For this submission, lazy buffering should be implemented as described above. You should have appropriate code written for TxObject, TxManager, and/or other classes as necessary to get the lazy buffering aspect of this assignment implemented. You should add either tests or debugging output (print statements and the like) to demonstrate that the methods you have written here are working. Submit a very short writeup describing what we should be looking for in order to see that you have lazy buffering implemented and working, even though my tests may be failing.

You should have code that will execute and commit a transaction, though at this stage it may still be buggy. Nonetheless, it should be clear that you have all the essential pieces in place. Submit a very short writeup describing where we should look in your code to observe that you have the framework essentially implemented.

This is a repeat of the previous step, where your code should now be working. The SimpleTransactionTest should now be passing on multiple runs. That said, this test isn't sufficient, and we will run more intensive tests.
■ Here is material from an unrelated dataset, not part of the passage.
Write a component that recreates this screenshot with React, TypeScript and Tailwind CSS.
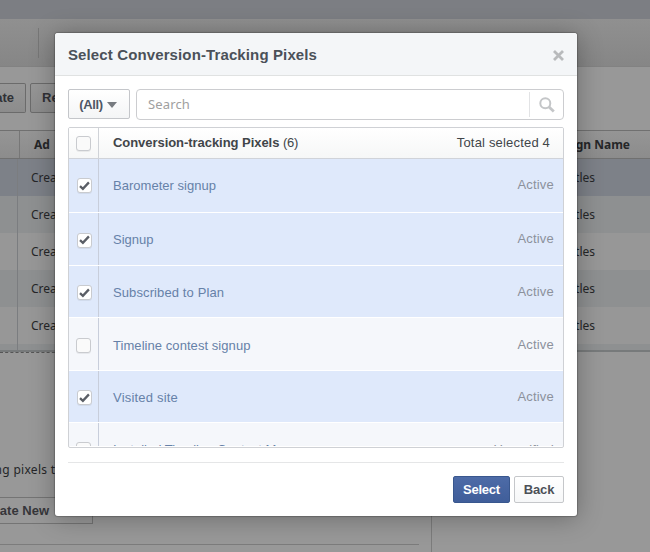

In a class titled STMHashSet, modify SimpleHashSet to implement a version of the hash set using the STM transactional constructs. Each method that needs it should now use a single atomic block. Note that every reference that is neither read-only nor thread-local should be represented with a TxObject. You shouldn't be directly using any locks.

(Java has a built in thread-safe hash table. You should not use it for purpose of this assignment.)

For this last piece, you should completely ignore all the work you've done on STM, and implement two more versions of a hash table that instead use locking. Your work should again be based on the non-thread-safe SimpleHashSet that I provided.

• Create a version called CoarseHashSet that uses a single lock for the entire set. Threads should acquire this lock for each method.
• Create a version called FineHashSet that uses a lock per array index.

Submit a short writeup (a paragraph or two is fine) comparing the relative advantages of each of the three approaches.